![python (2) Introduction to Data Science with Python](https://www.hqledutech.com/wp-content/uploads/2025/02/python-2-1024x576.png)
Data Science is one of the most exciting and in-demand fields today. Python, with its powerful libraries, is a go-to language for data analysis, visualization, and machine learning. In this lesson, we will explore the fundamentals of Data Science using Pandas, NumPy, and Matplotlib.
1️⃣ Understanding Data Science
What is Data Science?
Data Science is a multidisciplinary field that extracts insights from structured and unstructured data using statistics, machine learning, and data visualization.
Why is Data Science Important?
✅ Helps in decision-making by analyzing trends and patterns.
✅ Used in multiple industries like healthcare, finance, e-commerce, and social media.
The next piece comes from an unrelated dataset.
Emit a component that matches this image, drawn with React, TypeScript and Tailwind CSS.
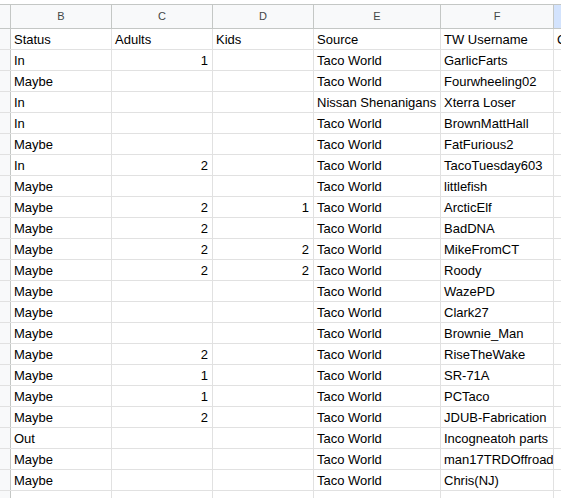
import React from 'react';

type Row = [string, string, string, string, string];

const rows: Row[] = [
  ['Status', 'Adults', 'Kids', 'Source', 'TW Username'],
  ['In', '1', '', 'Taco World', 'GarlicFarts'],
  ['Maybe', '', '', 'Taco World', 'Fourwheeling02'],
  ['In', '', '', 'Nissan Shenanigans', 'Xterra Loser'],
  ['In', '', '', 'Taco World', 'BrownMattHall'],
  ['Maybe', '', '', 'Taco World', 'FatFurious2'],
  ['In', '2', '', 'Taco World', 'TacoTuesday603'],
  ['Maybe', '', '', 'Taco World', 'littlefish'],
  ['Maybe', '2', '1', 'Taco World', 'ArcticElf'],
  ['Maybe', '2', '', 'Taco World', 'BadDNA'],
  ['Maybe', '2', '2', 'Taco World', 'MikeFromCT'],
  ['Maybe', '2', '2', 'Taco World', 'Roody'],
  ['Maybe', '', '', 'Taco World', 'WazePD'],
  ['Maybe', '', '', 'Taco World', 'Clark27'],
  ['Maybe', '', '', 'Taco World', 'Brownie_Man'],
  ['Maybe', '2', '', 'Taco World', 'RiseTheWake'],
  ['Maybe', '1', '', 'Taco World', 'SR-71A'],
  ['Maybe', '1', '', 'Taco World', 'PCTaco'],
  ['Maybe', '2', '', 'Taco World', 'JDUB-Fabrication'],
  ['Out', '', '', 'Taco World', 'Incogneatoh parts'],
  ['Maybe', '', '', 'Taco World', 'man17TRDOffroad'],
  ['Maybe', '', '', 'Taco World', 'Chris(NJ)'],
];

const cols = ['B', 'C', 'D', 'E', 'F'];
// widths include the right gridline
const widths = ['w-[101px]', 'w-[101px]', 'w-[101px]', 'w-[127px]', 'w-[113px]'];

const isNum = (v: string) => /^\d+$/.test(v);

const App = () => {
  return (
    <div className="w-[561px] h-[498px] overflow-hidden bg-white font-['Liberation_Sans',Arial,sans-serif] text-black">
      <div className="h-[4px] bg-white" />
      {/* column headers */}
      <div className="flex h-[25px] border-t border-b border-[#c4c7c5] bg-[#f8f9fa]">
        <div className="w-[11px] shrink-0 border-r border-[#c4c7c5]" />
        {cols.map((c, i) => (
          <div
            key={c}
            className={`${widths[i]} shrink-0 border-r border-[#c4c7c5] flex items-center justify-center text-[11px] text-[#444746]`}
          >
            {c}
          </div>
        ))}
        {/* selected column G, mostly off screen */}
        <div className="flex-1 bg-[#d3e3fd]" />
      </div>

      {rows.map((r, ri) => (
        <div key={ri} className="flex h-[21px] border-b border-[#e1e1e1]">
          <div className="w-[11px] shrink-0 border-r border-[#c4c7c5] bg-[#f8f9fa]" />
          {r.map((v, ci) => (
            <div
              key={ci}
              className={`${widths[ci]} shrink-0 border-r border-[#e1e1e1] flex items-end pb-[1px] text-[13px] leading-[16px] whitespace-nowrap overflow-hidden ${
                isNum(v) ? 'justify-end pr-[4px]' : 'pl-[3px]'
              }`}
            >
              {v}
            </div>
          ))}
          <div className="flex-1 flex items-end pb-[1px] pl-[3px] text-[13px] leading-[16px] whitespace-nowrap overflow-hidden">
            {ri === 0 ? 'C' : ''}
          </div>
        </div>
      ))}
      <div className="flex h-[30px]">
        <div className="w-[11px] shrink-0 border-r border-[#c4c7c5] bg-[#f8f9fa]" />
        {widths.map((w, i) => (
          <div key={i} className={`${w} shrink-0 border-r border-[#e1e1e1]`} />
        ))}
      </div>
    </div>
  );
};

export default App;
✅ Powers AI-based applications, recommendation systems, fraud detection, and automation.
2️⃣ Working with Pandas
Pandas is a Python library for data manipulation and analysis. It provides DataFrames, a powerful data structure for handling tabular data (similar to an Excel spreadsheet).
Installing Pandas
To install Pandas, run:
pip install pandas
Loading a Dataset
import pandas as pd
# Load a CSV file
df = pd.read_csv("data.csv")
# Display the first 5 rows
print(df.head())
Basic Data Manipulation
# Check for missing values
print(df.isnull().sum())
# Fill missing values with the mean
df.fillna(df.mean(), inplace=True)
# Select specific columns
print(df[['column1', 'column2']])
Analyzing Data
# Get summary statistics
print(df.describe())
# Count unique values in a column
print(df['column_name'].value_counts())
3️⃣ Introduction to NumPy
NumPy (Numerical Python) is a fundamental library for numerical computations, especially for handling multi-dimensional arrays.
Installing NumPy
pip install numpy
Creating Arrays in NumPy
import numpy as np
# Create a 1D array
arr = np.array([1, 2, 3, 4, 5])
# Create a 2D array
matrix = np.array([[1, 2, 3], [4, 5, 6]])
print(arr)
print(matrix)
Basic NumPy Operations
# Get shape of the array
print(arr.shape)
# Perform mathematical operations
print(np.mean(arr)) # Mean
print(np.sum(arr)) # Sum
print(np.max(arr)) # Max value
4️⃣ Simple Data Analysis Project
We will use Pandas and Matplotlib to analyze a dataset and visualize the results.
Installing Matplotlib
pip install matplotlib
Loading and Visualizing Data
import matplotlib.pyplot as plt
# Load dataset
df = pd.read_csv("data.csv")
# Plot data distribution
plt.hist(df['column_name'], bins=10, color='blue', edgecolor='black')
plt.xlabel('Values')
plt.ylabel('Frequency')
plt.title('Data Distribution')
plt.show()